Сегодня я планирую посмотреть старый, почти вековой давности фильм «Nosferatu, eine Symphonie des Grauens». Сорок гигабайт. И почитаю перед сном новый триллер Ли Чайлда «Make me». Если затянет, буду читать до утра, менее одного мегабайта. Осилю. Подозреваю, что на удовлетворения моих однодневных культурных запросов уйдет больше информационных песчинок, чем потребил весь Санкт-Петербург за тысяча восемьсот тридцать седьмой год. Если я и преувеличиваю, то исключительно ради наглядности.
А вот попроси завтра меня написать две рецензии, одну по теме носферату, другую – о странствующем рыцаре Джеке Ричере, выйдут они по объему одинаковы.

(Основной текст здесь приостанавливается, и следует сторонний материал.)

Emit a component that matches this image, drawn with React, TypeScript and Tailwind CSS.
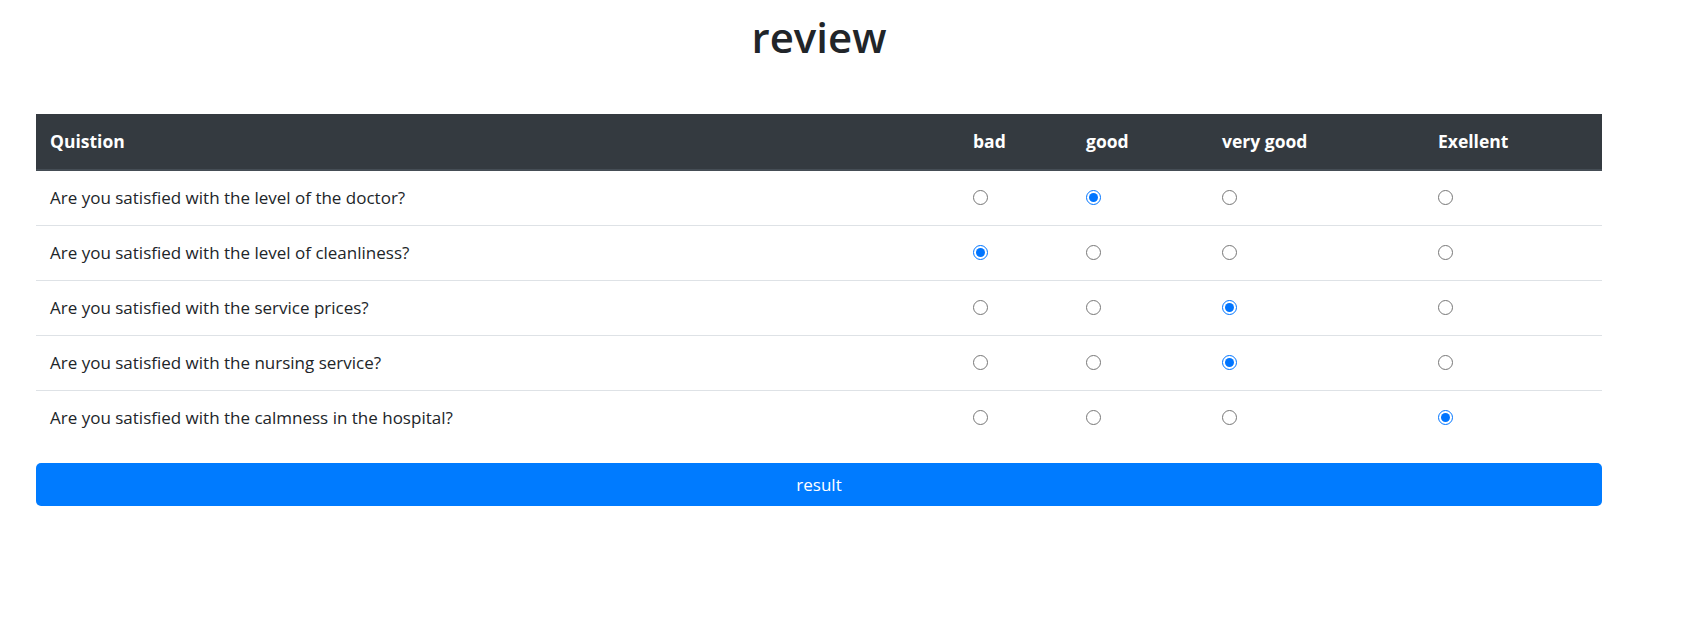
import React from "react";

const levels = ["bad", "good", "very good", "Exellent"];

const questions = [
  { text: "Are you satisfied with the level of the doctor?", picked: 1 },
  { text: "Are you satisfied with the level of cleanliness?", picked: 0 },
  { text: "Are you satisfied with the service prices?", picked: 2 },
  { text: "Are you satisfied with the nursing service?", picked: 2 },
  { text: "Are you satisfied with the calmness in the hospital?", picked: 3 },
];

export default function App() {
  return (
    <div className="min-h-screen bg-white font-['Open_Sans',sans-serif] text-[#212529]">
      <div className="ml-[36px] w-[1566px] pt-[10px]">
        <h1 className="text-center text-[42px] font-semibold leading-[54px]">
          review
        </h1>

        <table className="mt-[50px] w-full table-fixed border-collapse text-[17px]">
          <colgroup>
            <col className="w-[923px]" />
            <col className="w-[113px]" />
            <col className="w-[136px]" />
            <col className="w-[216px]" />
            <col className="w-[178px]" />
          </colgroup>
          <thead className="bg-[#343a40] text-white">
            <tr className="h-[56px] border-b-2 border-[#454d55] text-[17.5px]">
              <th className="pl-[14px] text-left font-bold">Quistion</th>
              {levels.map((l) => (
                <th key={l} className="pl-[14px] text-left font-bold">
                  {l}
                </th>
              ))}
            </tr>
          </thead>
          <tbody>
            {questions.map((q, i) => (
              <tr
                key={q.text}
                className={`h-[55px] ${i > 0 ? "border-t border-[#dee2e6]" : ""}`}
              >
                <td className="pl-[14px] align-middle">{q.text}</td>
                {levels.map((l, j) => (
                  <td key={l} className="pl-[14px] align-middle">
                    <input
                      type="radio"
                      name={`q${i}`}
                      defaultChecked={q.picked === j}
                      className="m-0 block h-[15px] w-[15px] accent-[#0075ff]"
                    />
                  </td>
                ))}
              </tr>
            ))}
          </tbody>
        </table>

        <button className="mt-[18px] h-[43px] w-full rounded-[5px] bg-[#007bff] text-[17px] text-white">
          result
        </button>
      </div>
    </div>
  );
}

По семи, восьми, много – десяти килобайтов в формате txt. И если попросить написать сочинение тринадцатилетнюю дочку надворного советника по поводу прочитанных «Цыган» нашего замечательного поэта, семьсот стихотворных строк (прочитанных, замечу, тайком от родителей), получим те же десять тысяч буковок, и то, если у девочки кончатся чернила. Хотя она запросто может разбавить их слезами.
Что получается? А получается, что культурный эффект отдельно взятого произведения не зависит от его объёма. Шестнадцать килобайтов пушкинских «Цыган», мегабайт американского триллера и сорок гигабайтов немецкого фильма ужасов равны под обложкой своей. Ценители искусства могут возразить, что Пушкина читают почти три века, и читают миллионы, «Носферату» смотрят девяносто лет, и смотрят малочисленные (во всяком случае, в границах Российской Федерации) эскаписты, пытаясь в ужасах прошлого спрятаться от ужасов настоящего, а Ли Чайлда в тех же границах забудут лет через двадцать, если не через три.
Да. Вернее, возможно. Но дело не в общественной ценности того или иного культурного объекта, не в том, какое место ему присудит комитет по нобелевским, государственным и прочим премиям, включат его в школьную программу или, напротив, изымут из библиотек. Дело в ценности частной, насколько оно важно для надворного советника и его дочки.
Выводы: культурные потребности удовлетворить возможно, когда они есть. Даже прадедовскими методами, при отключенном интернете и наведённых радиопомехах. Перепечатывая тексты на машинке и переписывая от руки.
Вот если их нет, культурных потребностей, тогда дело худо.